Do you need technical expertise to succeed in computer science? Yes, but that is what you are going to class to get.

Computer science is not just a technical field, though, it is also a human one, which often involves a lot of close work with colleagues and project leaders, and sometimes clients. That’s why qualities like leadership, helpfulness, and persistent hard work are so important.

Should you major in CS if it does not appeal to you? If however computer science doesn’t really “grab” you, you probably should do something else with your life, because nothing good ever comes of forcing yourself to major in a field you do not like because somebody else wants you to, or because you think you “should” do it. You might find another technical career which interests you, like IT, engineering, a science field, or mathematics. Or maybe something outside of the technical disciplines will appeal to you more.

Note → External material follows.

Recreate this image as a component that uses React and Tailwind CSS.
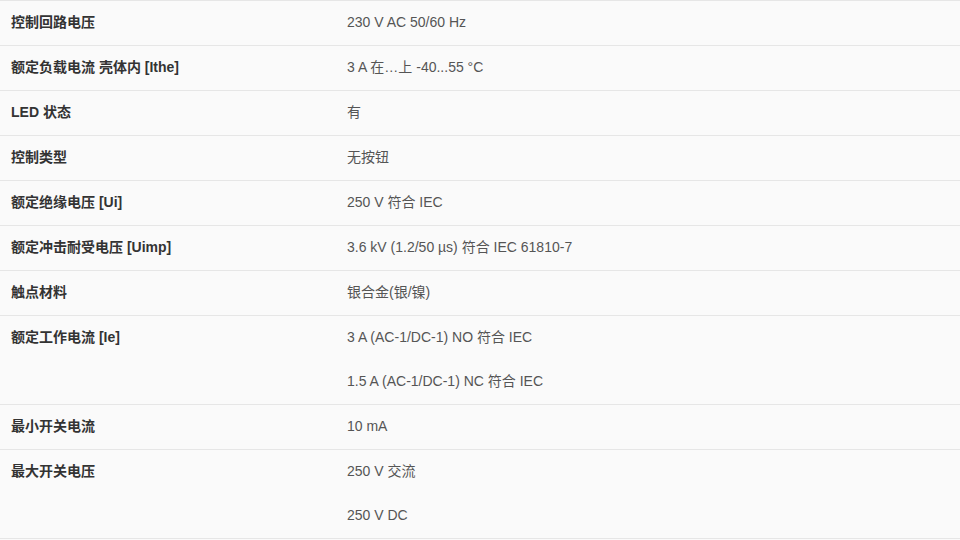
const rows = [
  { label: '控制回路电压', values: ['230 V AC 50/60 Hz'] },
  { label: '额定负载电流 壳体内 [Ithe]', values: ['3 A 在…上 -40...55 °C'] },
  { label: 'LED 状态', values: ['有'] },
  { label: '控制类型', values: ['无按钮'] },
  { label: '额定绝缘电压 [Ui]', values: ['250 V 符合 IEC'] },
  { label: '额定冲击耐受电压 [Uimp]', values: ['3.6 kV (1.2/50 µs) 符合 IEC 61810-7'] },
  { label: '触点材料', values: ['银合金(银/镍)'] },
  { label: '额定工作电流 [Ie]', values: ['3 A (AC-1/DC-1) NO 符合 IEC', '1.5 A (AC-1/DC-1) NC 符合 IEC'] },
  { label: '最小开关电流', values: ['10 mA'] },
  { label: '最大开关电压', values: ['250 V 交流', '250 V DC'] },
];

export default function App() {
  return (
    <div
      className="w-[960px] h-[540px] bg-[#fafafa] text-[14px]"
      style={{ fontFamily: '"Liberation Sans", Arial, "Noto Sans CJK SC", sans-serif' }}
    >
      <div className="border-t border-[#e6e6e6]">
        {rows.map((row) => (
          <div key={row.label} className="flex border-b border-[#e6e6e6]">
            <div className="w-[336px] shrink-0 px-[11px] leading-[42px] pb-[2px] font-bold text-[#333]">
              {row.label}
            </div>
            <div className="flex-1 px-[11px] text-[#555]">
              {row.values.map((v) => (
                <div key={v} className="leading-[42px] pb-[2px]">
                  {v}
                </div>
              ))}
            </div>
          </div>
        ))}
      </div>
    </div>
  );
}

You want to look for a combination of a reliable salary, a reasonable amount of opportunity, and something which you can at least tolerate doing each day. I think that if you are in a similar situation, as long as you find research backing up your career choice as one which has a lot to offer, you stand a good chance of getting your parents to back your education.

If however you are interested in computer science, and you find the idea of a career in computer science potentially exciting from what you read here, then you should sign up for Computer Science 101 during your freshman year and start out on your mathematics track as well (you will be doing a lot of math as a computer science major).

Be ready to put a lot of overtime into computer science. The lab time you are given to complete your programming assignments is generally insufficient, and odds are you will be spending many extra hours in and outside the lab with and without your classmates.

If you are able to put in all that overtime, even if you find it tough, odds are you have found something you are passionate about, and you may excel as a computer science major!